Per quanto misterioso e fragile sia il linguaggio delle parole lo scrittore e poeta che è Zilioli continua ad affidare ad esse ciò che ha di più prezioso da esprimere. «Scrivere è il mio modo di essere, di vivere, di trasformare il mio tempo in realtà (per altri può essere il lavoro, la famiglia, il potere, il denaro, il successo…). La parola per me è un mezzo per cercare di calarmi nel mistero delle cose, per riportare a galla brandelli di verità da rendere comprensibili a me anzitutto, ma anche agli altri: perché l’arte è sempre comunicazione, altrimenti non è».

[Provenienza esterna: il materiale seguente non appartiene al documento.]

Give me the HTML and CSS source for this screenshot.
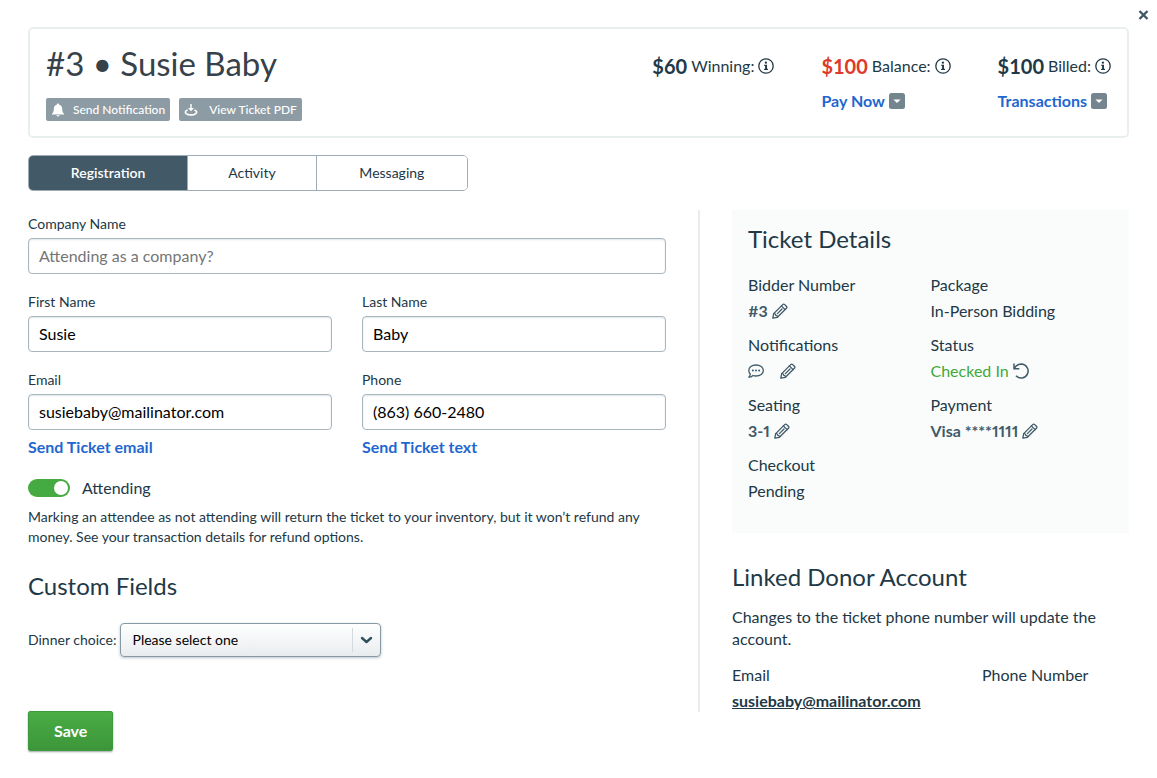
FILE: index.html
```
<!DOCTYPE html>
<html lang="en">
<head>
<meta charset="utf-8">
<title>Ticket #3 – Susie Baby</title>
<meta name="viewport" content="width=device-width, initial-scale=1">
<link rel="stylesheet" href="styles.css">
</head>
<body>
<svg class="sprite" aria-hidden="true">
  <symbol id="pencil" viewBox="0 0 16 16">
    <g fill="none" stroke="currentColor" stroke-width="1.3" stroke-linejoin="round" stroke-linecap="round">
      <path d="M.8 15.2 1.700 10.600 10.700 1.600Q11.700.6 12.700 1.600L14.400 3.300Q15.400 4.300 14.400 5.300L5.400 14.300Z"/>
      <path d="M1.700 10.600Q3.600 10.300 3.700 12.300 5.700 12.400 5.400 14.300M9.400 2.900 13.100 6.600M5.400 10.600 10 6"/>
    </g>
  </symbol>
  <symbol id="info" viewBox="0 0 16 16">
    <circle cx="8" cy="8" r="7.200" fill="none" stroke="currentColor" stroke-width="1.300"/>
    <circle cx="7.900" cy="4.700" r="1.150" fill="currentColor"/>
    <path d="M6.200 6.700H9V10.700H10V11.900H6.100V10.700H7.100V7.900H6.200Z" fill="currentColor"/>
  </symbol>
  <symbol id="drop" viewBox="0 0 16 16">
    <rect width="16" height="16" rx="2.500" fill="#74858f"/>
    <path d="M4.400 6.400h7.200L8 10Z" fill="#fff"/>
  </symbol>
</svg>

<div class="topbar">
  <button class="close" type="button" aria-label="Close">
    <svg width="11" height="10" viewBox="0 0 11 10"><path d="M1.500 1 9.500 9M9.500 1 1.500 9" stroke="currentColor" stroke-width="2.400"/></svg>
  </button>
</div>

<main class="page">
  <header class="summary">
    <div>
      <h1 class="name">#3 • Susie Baby</h1>
      <div class="actions">
        <button class="chip" type="button">
          <svg width="14" height="14" viewBox="0 0 14 14" fill="currentColor"><path d="M7 .5C7.700.5 8 .9 8 1.500 10.300 2.100 11.200 3.900 11.200 6 11.200 8.800 11.900 9.900 13 10.700V11.500H1V10.700C2.100 9.900 2.800 8.800 2.800 6 2.800 3.900 3.700 2.100 6 1.500 6 .9 6.300.5 7 .5ZM5.300 12.300H8.700Q8.300 13.500 7 13.500 5.700 13.500 5.300 12.300Z"/></svg>
          <span>Send Notification</span>
        </button>
        <button class="chip" type="button">
          <svg width="14" height="14" viewBox="0 0 14 14"><path d="M6.300 1H7.700V5H10L7 8.200 4 5H6.300Z" fill="currentColor"/><path d="M3.600 7C.9 8 1 9.500 2.200 10.600 4.500 12.400 9.500 12.400 11.800 10.600 13 9.500 13.100 8 10.400 7" fill="none" stroke="currentColor" stroke-width="1.700"/></svg>
          <span>View Ticket PDF</span>
        </button>
      </div>
    </div>
    <div class="stats">
      <div class="stat">
        <p class="figure"><strong>$60</strong> Winning: <svg class="icon"><use href="#info"/></svg></p>
      </div>
      <div class="stat">
        <p class="figure"><strong class="owed">$100</strong> Balance: <svg class="icon"><use href="#info"/></svg></p>
        <a class="link" href="#pay">Pay Now <svg class="icon"><use href="#drop"/></svg></a>
      </div>
      <div class="stat">
        <p class="figure"><strong>$100</strong> Billed: <svg class="icon"><use href="#info"/></svg></p>
        <a class="link" href="#transactions">Transactions <svg class="icon"><use href="#drop"/></svg></a>
      </div>
    </div>
  </header>

  <nav class="tabs">
    <button class="tab active" type="button">Registration</button>
    <button class="tab" type="button">Activity</button>
    <button class="tab" type="button">Messaging</button>
  </nav>

  <div class="columns">
    <form class="form">
      <div class="fields">
        <div class="field wide">
          <label for="company">Company Name</label>
          <input id="company" class="text" type="text" placeholder="Attending as a company?">
        </div>
        <div class="field">
          <label for="first">First Name</label>
          <input id="first" class="text" type="text" value="Susie">
        </div>
        <div class="field">
          <label for="last">Last Name</label>
          <input id="last" class="text" type="text" value="Baby">
        </div>
        <div class="field">
          <label for="email">Email</label>
          <input id="email" class="text" type="email" value="susiebaby@mailinator.com">
          <a class="link" href="#send-email">Send Ticket email</a>
        </div>
        <div class="field">
          <label for="phone">Phone</label>
          <input id="phone" class="text" type="tel" value="(863) 660-2480">
          <a class="link" href="#send-text">Send Ticket text</a>
        </div>
      </div>
      <label class="attending"><input class="switch" type="checkbox" checked> Attending</label>
      <p class="note">Marking an attendee as not attending will return the ticket to your inventory, but it won’t refund any money. See your transaction details for refund options.</p>
      <h2 class="heading">Custom Fields</h2>
      <div class="choice">
        <label for="dinner">Dinner choice:</label>
        <span class="select">
          <select id="dinner"><option>Please select one</option></select>
          <svg class="chevron" width="29" height="24" viewBox="0 0 29 24" fill="none"><path d="M.5 0V24" stroke="#d3dadd"/><path d="M10 10 14.500 14 19 10" stroke="#33505f" stroke-width="2.400" stroke-linecap="round" stroke-linejoin="round"/></svg>
        </span>
      </div>
      <button class="save" type="button">Save</button>
    </form>

    <aside class="side">
      <section class="ticket">
        <h2 class="heading">Ticket Details</h2>
        <dl class="details">
          <div><dt>Bidder Number</dt><dd class="strong">#3 <svg class="icon"><use href="#pencil"/></svg></dd></div>
          <div><dt>Package</dt><dd>In-Person Bidding</dd></div>
          <div><dt>Notifications</dt><dd class="strong spaced">
            <svg class="icon" viewBox="0 0 16 16"><path d="M8 2C12.300 2 15.300 4.400 15.300 7.500S12.300 13 8 13Q6.300 13 5 12.500 3.300 14.200.8 14.200 2.200 12.700 2.300 11 .8 9.500.8 7.500C.8 4.400 3.700 2 8 2Z" fill="none" stroke="currentColor" stroke-width="1.300" stroke-linejoin="round"/><g fill="currentColor"><circle cx="4.900" cy="7.600" r="1"/><circle cx="8" cy="7.600" r="1"/><circle cx="11.100" cy="7.600" r="1"/></g></svg>
            <svg class="icon"><use href="#pencil"/></svg></dd></div>
          <div><dt>Status</dt><dd class="strong"><span class="checked">Checked In</span> <svg class="icon" viewBox="0 0 16 16" fill="none" stroke="currentColor" stroke-width="1.500"><path d="M1 .5V5.800H6.300M1.400 5.500C3 2.300 5.400 1 8.300 1A7 7 0 1 1 3 12.800"/></svg></dd></div>
          <div><dt>Seating</dt><dd class="strong">3-1 <svg class="icon"><use href="#pencil"/></svg></dd></div>
          <div><dt>Payment</dt><dd class="strong">Visa ****1111 <svg class="icon"><use href="#pencil"/></svg></dd></div>
          <div><dt>Checkout</dt><dd>Pending</dd></div>
        </dl>
      </section>
      <section class="donor">
        <h2 class="heading">Linked Donor Account</h2>
        <p class="blurb">Changes to the ticket phone number will update the account.</p>
        <dl class="account">
          <div><dt>Email</dt><dd><a class="mail" href="mailto:susiebaby@mailinator.com">susiebaby@mailinator.com</a></dd></div>
          <div><dt>Phone Number</dt></div>
        </dl>
      </section>
    </aside>
  </div>
</main>
</body>
</html>
```

FILE: styles.css
```
* { box-sizing: border-box; }
body {
  margin: 0;
  background: #fff;
  color: #213846;
  font: 16px/22px Lato, "Liberation Sans", sans-serif;
}
h1, h2, p, dl, dd { margin: 0; }
button, input, select { font: inherit; color: inherit; }
button { cursor: pointer; }
.sprite { display: none; }
.icon { width: 16px; height: 16px; flex: none; }

.topbar { display: flex; justify-content: flex-end; padding: 8px 8px 0; height: 27px; }
.close { display: flex; align-items: center; height: 14px; padding: 0; border: 0; background: none; color: #3f5665; }

.page { padding: 0 28px 26px; }
.summary {
  display: flex;
  justify-content: space-between;
  border: 2px solid #e9efef;
  border-radius: 5px;
  padding: 15px 16px;
}
.name { font-size: 33px; line-height: 38px; font-weight: 400; color: #36414a; }
.actions { display: flex; gap: 9px; margin-top: 16px; }
.chip {
  display: flex;
  align-items: center;
  gap: 8px;
  height: 23px;
  padding: 0 5px;
  border: 0;
  border-radius: 2px;
  background: #8d9ba4;
  color: #fff;
  font-size: 12px;
  font-weight: 500;
}
.chip + .chip { gap: 11px; }
.stats { display: flex; gap: 47px; padding-top: 9px; }
.stat { display: flex; flex-direction: column; gap: 11px; }
.figure { display: flex; align-items: center; gap: 4px; line-height: 26px; }
.figure strong { font-size: 20px; }
.owed { color: #de3a2a; }
.link { display: flex; align-items: center; gap: 4px; color: #1f67cf; font-weight: 700; text-decoration: none; }

.tabs { display: grid; grid-template-columns: 159fr 129fr 152fr; max-width: 440px; height: 36px; margin-top: 17px; border: 1px solid #9eabb4; border-radius: 5px; overflow: hidden; }
.tab { border: 0; border-left: 1px solid #9eabb4; background: #fff; font-size: 14px; }
.tab:first-child { border-left: 0; }
.tab.active { background: #425968; color: #fff; font-weight: 600; }

.columns { display: grid; grid-template-columns: 638fr 431fr; gap: 32px; margin-top: 19px; }
.fields { display: grid; grid-template-columns: 1fr 1fr; gap: 18px 30px; padding-top: 4px; }
.wide { grid-column: 1 / -1; }
.field { display: flex; flex-direction: column; align-items: flex-start; font-size: 14px; }
.field label { line-height: 20px; margin-bottom: 4px; }
.field .link { font-size: 16px; margin-top: 6px; }
.text {
  width: 100%;
  height: 36px;
  padding: 0 10px 2px;
  border: 1px solid #a9b6be;
  border-radius: 4px;
  background: #fff;
  box-shadow: inset 0 1px 2px #dfe5e8;
  color: #000;
  font-size: 16px;
}
.text::placeholder { color: #757575; opacity: 1; }
.attending { display: flex; align-items: center; gap: 12px; margin-top: 19px; }
.switch { appearance: none; display: flex; width: 42px; height: 18px; margin: 0; padding: 2px; border-radius: 9px; background: #a9b6be; }
.switch:checked { justify-content: flex-end; background: #46aa42; }
.switch::before { content: ""; width: 14px; height: 14px; border-radius: 50%; background: #fff; }
.note { margin-top: 8px; font-size: 14px; line-height: 20px; }
.heading { font-size: 24px; line-height: 30px; font-weight: 400; }
.form .heading { margin-top: 24px; }
.choice { display: flex; align-items: center; gap: 3px; margin-top: 22px; font-size: 14px; }
.select { display: grid; align-items: center; }
.select select {
  grid-area: 1 / 1;
  appearance: none;
  width: 261px;
  height: 34px;
  padding: 0 40px 0 12px;
  border: 1px solid #8799a4;
  border-radius: 4px;
  background: linear-gradient(#fff, #e9ecee);
  box-shadow: 0 1px 3px #b9c3c9;
  color: #000;
}
.chevron { grid-area: 1 / 1; justify-self: end; pointer-events: none; }
.save {
  margin-top: 54px;
  height: 40px;
  padding: 0 25px;
  border: 1px solid #3e9b3b;
  border-radius: 2px;
  background: linear-gradient(#49ad44, #3c9639);
  box-shadow: 0 1px 2px #9aa5ab;
  color: #fff;
  font-weight: 700;
}

.side { align-self: start; border-left: 2px solid #e6ecf0; padding-left: 32px; }
.ticket { background: #fafcfb; padding: 14px 16px; min-height: 323px; }
.details { display: grid; grid-template-columns: 1fr 1fr; gap: 8px 0; margin-top: 18px; line-height: 26px; }
.details dd { display: flex; align-items: center; gap: 4px; min-height: 26px; }
.details .spaced { gap: 16px; }
.strong { color: #3f5a69; font-weight: 700; font-variant-numeric: proportional-nums; }
.checked { color: #3fa93a; font-weight: 400; }
.donor { padding-top: 29px; }
.blurb { margin-top: 14px; }
.account { display: grid; grid-template-columns: 250fr 147fr; margin-top: 12px; }
.account dt { line-height: 26px; }
.account dd { margin-top: 2px; }
.mail { color: #213846; font-weight: 700; }
```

Posso confermarlo: sia le poesie già pubblicate, sia le più recenti con le quali l’amico accompagna i suoi messaggi email, sono sempre chiare, dirette, mai involute… Una concretezza che certamente ha a che fare con le sue origini contadine e povere, delle quali va orgoglioso. Ne sono testimonianza i suoi ultimi libri Molino Braida e A San Pietro in Cerro: racconti e memorie di un “piccolo mondo antico” sobrio, dignitoso, colmo di affetti e di umanità, immerso in una natura segnata dalla presenza invisibile del Po; un mondo fonte inesauribile di scoperte e di insegnamenti di vita. Come in questa lirica del 12 gennaio 2020, solennità del Battesimo di Gesù:

«Mi battezzò don Agostino,/il mio Giordano fu la fonte/nella chiesetta di San Pietro./La colomba volatami in capo,/furono gli usignoli e i fringuelli/di quel caldo meriggio di giugno./Niente di strano, un battesimo/semplice e privo di orpelli:/papà e mamma senz’altro felici,/giovani e belli, nel loro abito/leggero e migliore, e nonno Primo/a passarmi il suo nome – Giovanni –,/orgoglioso del terzo nipote,/con le campane a lungo festose,/fino alla nostra povera casa/in mezzo ai campi e ai filari./Eppure, anche se tutto sembra normale,/quei segni di acqua e di olio/mi proteggono, ancora, dal male/che adesca e làcera il mondo,/anche se il battesimo vero – lo so –/è quello segreto e nascosto,/che alla fine del tempo a me destinato/il mio corpo per sempre unirà/al fiume eterno di Vita,/attraverso il necessario/rituale di espiazione e di morte – lo so –,/oltrepassata la notte e la sua oscurità».